Analytical solution for calculating vibrations from twin circular tunnels

The calculation of vibrations from a single tunnel embedded in a full- or half-space due to underground moving trains has been well studied in the literature. A common assumption made in the majority of vibration prediction models is to neglect the presence of a neighboring tunnel, however, twin tunnels are a particularly preferred construction for urban underground railways with one as the inbound tunnel and the other as the outbound tunnel. The neglect of the interaction between twin tunnels may lead to inaccuracies of the calculation of vibrations from underground railways. The present paper proposes a novel analytical solution, which takes the multiple scattering effects between the two tunnels into account. The two tunnels are modelled as elastic hollow cylinders and the soil surrounding the tunnels as an elastic, homogeneous full-space containing two cylindrical cavities. The wave field in the full-space with two cavities consists of outgoing waves from each tunnel outside the two scattering surfaces while the wave field in the tunnel wall is a combination of outgoing and regular cylindrical waves. The translation of the outgoing cylindrical wave functions is required to satisfy the boundary conditions at the other tunnel.
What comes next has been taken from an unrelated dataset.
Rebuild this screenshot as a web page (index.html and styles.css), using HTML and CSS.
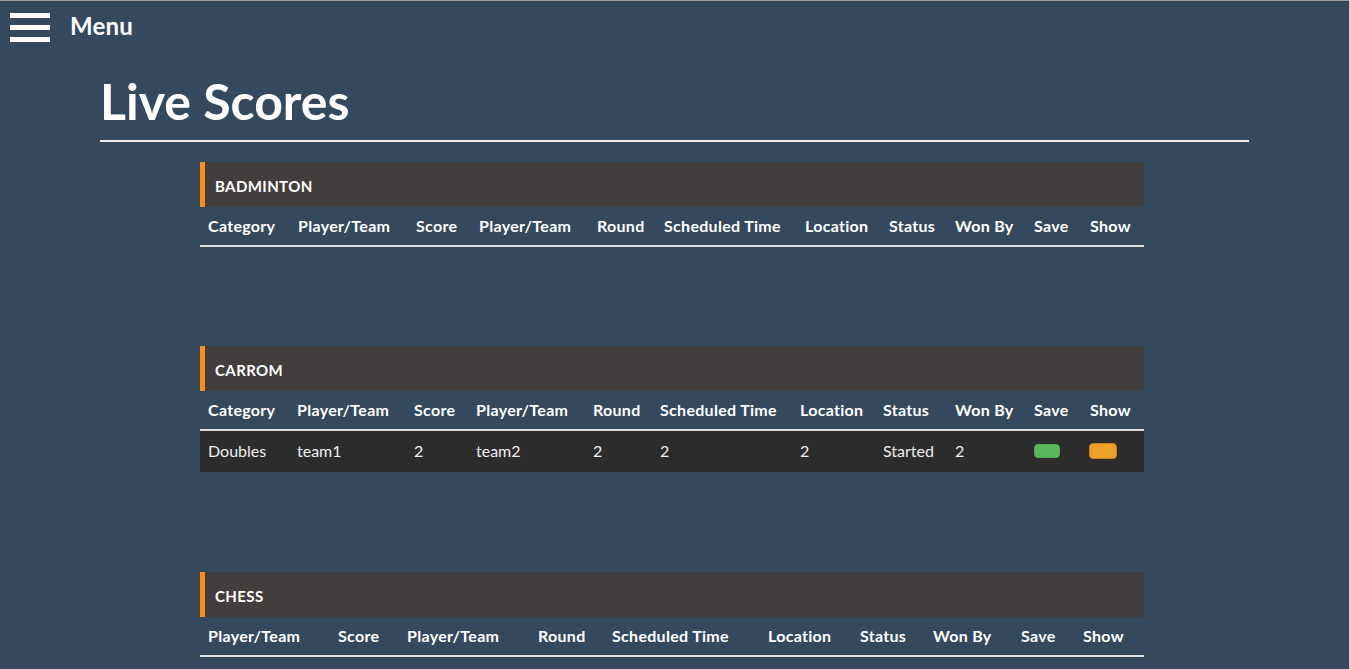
FILE: index.html
```html
<!DOCTYPE html>
<html lang="en">
<head>
<meta charset="utf-8">
<title>Live Scores</title>
<link rel="stylesheet" href="styles.css">
</head>
<body>
<header class="topbar">
  <span class="burger"><span></span><span></span><span></span></span>
  <span class="menu-label">Menu</span>
</header>
<main class="container">
  <h1 class="title">Live Scores</h1>

  <section class="sport sport-empty">
    <div class="sport-head">BADMINTON</div>
    <table class="scores">
      <colgroup>
        <col class="b1"><col class="b2"><col class="b3"><col class="b4"><col class="b5"><col class="b6"><col class="b7"><col class="b8"><col class="b9"><col class="b10"><col class="b11">
      </colgroup>
      <thead>
        <tr><th>Category</th><th>Player/Team</th><th>Score</th><th>Player/Team</th><th>Round</th><th>Scheduled Time</th><th>Location</th><th>Status</th><th>Won By</th><th>Save</th><th>Show</th></tr>
      </thead>
      <tbody></tbody>
    </table>
  </section>

  <section class="sport">
    <div class="sport-head">CARROM</div>
    <table class="scores">
      <colgroup>
        <col class="c1"><col class="c2"><col class="c3"><col class="c4"><col class="c5"><col class="c6"><col class="c7"><col class="c8"><col class="c9"><col class="c10"><col class="c11">
      </colgroup>
      <thead>
        <tr><th>Category</th><th>Player/Team</th><th>Score</th><th>Player/Team</th><th>Round</th><th>Scheduled Time</th><th>Location</th><th>Status</th><th>Won By</th><th>Save</th><th>Show</th></tr>
      </thead>
      <tbody>
        <tr><td>Doubles</td><td>team1</td><td>2</td><td>team2</td><td>2</td><td>2</td><td>2</td><td>Started</td><td>2</td><td><button class="btn btn-save" type="button"></button></td><td><button class="btn btn-show" type="button"></button></td></tr>
      </tbody>
    </table>
  </section>

  <section class="sport">
    <div class="sport-head">CHESS</div>
    <table class="scores">
      <colgroup>
        <col class="h1c"><col class="h2c"><col class="h3c"><col class="h4c"><col class="h5c"><col class="h6c"><col class="h7c"><col class="h8c"><col class="h9c"><col class="h10c">
      </colgroup>
      <thead>
        <tr><th>Player/Team</th><th>Score</th><th>Player/Team</th><th>Round</th><th>Scheduled Time</th><th>Location</th><th>Status</th><th>Won By</th><th>Save</th><th>Show</th></tr>
      </thead>
      <tbody></tbody>
    </table>
  </section>
</main>
</body>
</html>
```

FILE: styles.css
```css
html, body {
  margin: 0;
  padding: 0;
}
body {
  background: #34495e;
  color: #ffffff;
  font-family: Lato, "Open Sans", "Liberation Sans", sans-serif;
  border-top: 1px solid #9c9c9c;
  min-height: 668px;
}
.topbar {
  display: flex;
  align-items: flex-start;
  gap: 20px;
  padding: 12px 10px 0;
  height: 29px;
}
.burger {
  display: flex;
  flex-direction: column;
  justify-content: space-between;
  width: 40px;
  height: 29px;
}
.burger span {
  display: block;
  height: 5px;
  background: #ffffff;
}
.menu-label {
  font-size: 24px;
  font-weight: 700;
  line-height: 26px;
  letter-spacing: 0.2px;
}
.container {
  margin: 0 100px;
}
.title {
  margin: 29px 0 20px;
  padding-bottom: 9px;
  border-bottom: 2px solid #eeeeee;
  font-size: 50px;
  font-weight: 700;
  line-height: 60px;
}
.sport {
  margin: 0 0 100px 100px;
  width: 944px;
}
.sport-empty {
  margin-bottom: 99px;
}
.sport-head {
  background: #423e3d;
  border-left: 5px solid #ff8c1a;
  padding: 15px 10px 12px;
  font-size: 15px;
  font-weight: 700;
  line-height: 18px;
  letter-spacing: 0.4px;
}
.scores {
  width: 944px;
  border-collapse: collapse;
  table-layout: fixed;
}
.scores th {
  text-align: left;
  font-size: 16px;
  font-weight: 700;
  line-height: 18px;
  letter-spacing: 0.3px;
  padding: 10px 8px;
  border-bottom: 2px solid #dddddd;
  white-space: nowrap;
}
.scores td {
  background: #2c2c2c;
  color: #eeeeee;
  font-size: 16px;
  font-weight: 400;
  line-height: 21px;
  padding: 9px 8px 11px;
  white-space: nowrap;
  vertical-align: middle;
}
.btn {
  display: block;
  margin: 1px 0 0;
  padding: 0;
  border-radius: 4px;
  cursor: pointer;
}
.btn-save {
  width: 26px;
  height: 14px;
  background: #5cb85c;
  border: 1px solid #4cae4c;
}
.btn-show {
  width: 28px;
  height: 16px;
  margin-left: -1px;
  background: #efa02a;
  border: 1px solid #c4841a;
}

/* badminton columns */
.b1 { width: 90px; } .b2 { width: 118px; } .b3 { width: 63px; } .b4 { width: 118px; }
.b5 { width: 67px; } .b6 { width: 141px; } .b7 { width: 84px; } .b8 { width: 66px; }
.b9 { width: 79px; } .b10 { width: 56px; } .b11 { width: 62px; }

/* carrom columns */
.c1 { width: 89px; } .c2 { width: 117px; } .c3 { width: 62px; } .c4 { width: 117px; }
.c5 { width: 67px; } .c6 { width: 140px; } .c7 { width: 83px; } .c8 { width: 72px; }
.c9 { width: 79px; } .c10 { width: 56px; } .c11 { width: 62px; }

/* chess columns */
.h1c { width: 130px; } .h2c { width: 69px; } .h3c { width: 131px; } .h4c { width: 74px; }
.h5c { width: 156px; } .h6c { width: 92px; } .h7c { width: 73px; } .h8c { width: 88px; }
.h9c { width: 62px; } .h10c { width: 69px; }
```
Numerical results show that there are two critical velocities for a twin tunnel in a full-space system, both of which are around the shear wave velocity of the soil. Through comparison with the single tunnel solution, the addition of a second tunnel at different separation distances and angles has a significant influence on the soil response, especially in the high frequency range, but the response at the tunnel with the source is not much affected.